Também em nota naquele dia, a Embasa informou que tinha iniciado a correção de um vazamento em uma linha distribuidora de água de médio porte na avenida Milton Santos. Também naquele caso, o fechamento da rede para a realização do serviço afetou o abastecimento na avenida Milton Santos, em algumas ruas transversais, na avenida Anita Garibaldi e na Paciência.
Prefeito critica a Embasa
O prefeito Bruno Reis criticou a atuação da Embasa em Salvador e os impactos causados pelos rompimentos recentes de tubulações da rede de água na cidade. Devido aos problemas, o contrato de programa, realizado entre a prefeitura e a embresa ainda não foi renovado. "Este é um grave problema da cidade, tanto que até hoje não foi renovado o contrato de programa.
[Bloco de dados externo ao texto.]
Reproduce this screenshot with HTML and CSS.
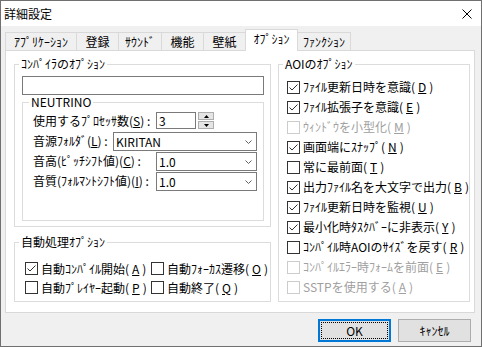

Eu já tive um primeiro contato com o presidente da Embasa", disse.
Bruno Reis relembrou os transtornos causados pelo rompimento da adutora na quinta-feira (16) de Carnaval, que atrapalhou o esquema de trânsito e transporte para a festa. Ele destacou que as equipes da prefeitura atuaram com agilidade para minimizar os impactos dos transtornos na ocasião.
Segundo o prefeito, algumas questões serão discutidas com a Embasa para a renovação do contrato de programa, entre elas a manutenção da rede de água e esgoto e a falta de fornecimento de água em diversos bairros.
O contrato de programa é o instrumento jurídico pelo qual devem ser constituídas e reguladas as obrigações que um ente federativo tenha com outro ente ou consórcio público, no âmbito da prestação de serviços públicos por meio de cooperação federativa. Ou seja, é o instrumento jurídico que define a prestação de serviços da Embasa para a capital.
"Um dos objetos da discussão da assinatura do contrato de programa é a quantidade de investimentos em Salvador. O primeiro problema é que ainda temos pessoas que moram sobre córregos e canais a céu aberto. O segundo é a rede de água e esgotamento que rompem com frequência. E o terceiro é os diversos bairros que sofrem com falta de abastecimento", diz Reis.